# start of Data segment

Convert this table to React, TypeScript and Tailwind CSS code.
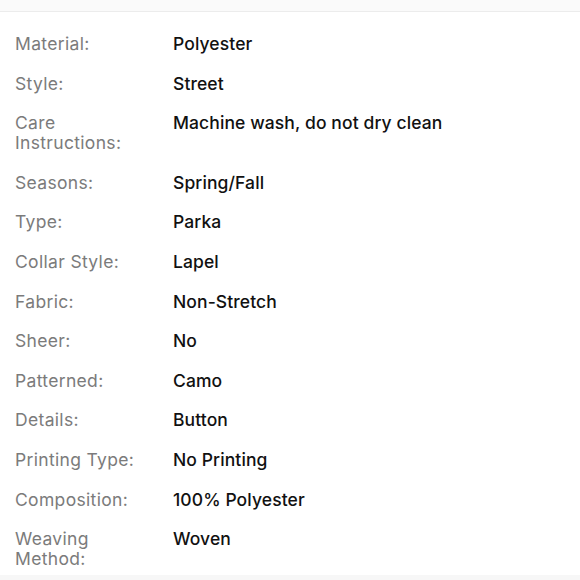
const specs: [string, string][] = [
  ["Material:", "Polyester"],
  ["Style:", "Street"],
  ["Care Instructions:", "Machine wash, do not dry clean"],
  ["Seasons:", "Spring/Fall"],
  ["Type:", "Parka"],
  ["Collar Style:", "Lapel"],
  ["Fabric:", "Non-Stretch"],
  ["Sheer:", "No"],
  ["Patterned:", "Camo"],
  ["Details:", "Button"],
  ["Printing Type:", "No Printing"],
  ["Composition:", "100% Polyester"],
  ["Weaving Method:", "Woven"],
];

export default function App() {
  return (
    <div className="w-[580px] h-[580px] overflow-hidden bg-white font-['Inter',sans-serif] flex flex-col">
      <div className="h-[12px] shrink-0 bg-[#fafafa] border-b border-[#ececec]" />
      <div className="flex-1 px-[15px] pt-[22px]">
        <div className="grid grid-cols-[136px_1fr] gap-x-[22px] gap-y-[19.6px] text-[17.5px] leading-[20px]">
          {specs.map(([label, value]) => (
            <div key={label} className="contents">
              <div className="text-[#7b7b7b] tracking-[0.33px]">{label}</div>
              <div className="text-[#111] font-medium tracking-[0.1px]">{value}</div>
            </div>
          ))}
        </div>
      </div>
      <div className="h-[5px] shrink-0 bg-[#f7f7f7]" />
    </div>
  );
}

# end of Data segment

Requirement:
Every line of the data should be copied as it stands, without the images.

Answer to the exercise:
Convert this table to React, TypeScript and Tailwind CSS code.
const specs: [string, string][] = [
  ["Material:", "Polyester"],
  ["Style:", "Street"],
  ["Care Instructions:", "Machine wash, do not dry clean"],
  ["Seasons:", "Spring/Fall"],
  ["Type:", "Parka"],
  ["Collar Style:", "Lapel"],
  ["Fabric:", "Non-Stretch"],
  ["Sheer:", "No"],
  ["Patterned:", "Camo"],
  ["Details:", "Button"],
  ["Printing Type:", "No Printing"],
  ["Composition:", "100% Polyester"],
  ["Weaving Method:", "Woven"],
];

export default function App() {
  return (
    <div className="w-[580px] h-[580px] overflow-hidden bg-white font-['Inter',sans-serif] flex flex-col">
      <div className="h-[12px] shrink-0 bg-[#fafafa] border-b border-[#ececec]" />
      <div className="flex-1 px-[15px] pt-[22px]">
        <div className="grid grid-cols-[136px_1fr] gap-x-[22px] gap-y-[19.6px] text-[17.5px] leading-[20px]">
          {specs.map(([label, value]) => (
            <div key={label} className="contents">
              <div className="text-[#7b7b7b] tracking-[0.33px]">{label}</div>
              <div className="text-[#111] font-medium tracking-[0.1px]">{value}</div>
            </div>
          ))}
        </div>
      </div>
      <div className="h-[5px] shrink-0 bg-[#f7f7f7]" />
    </div>
  );
}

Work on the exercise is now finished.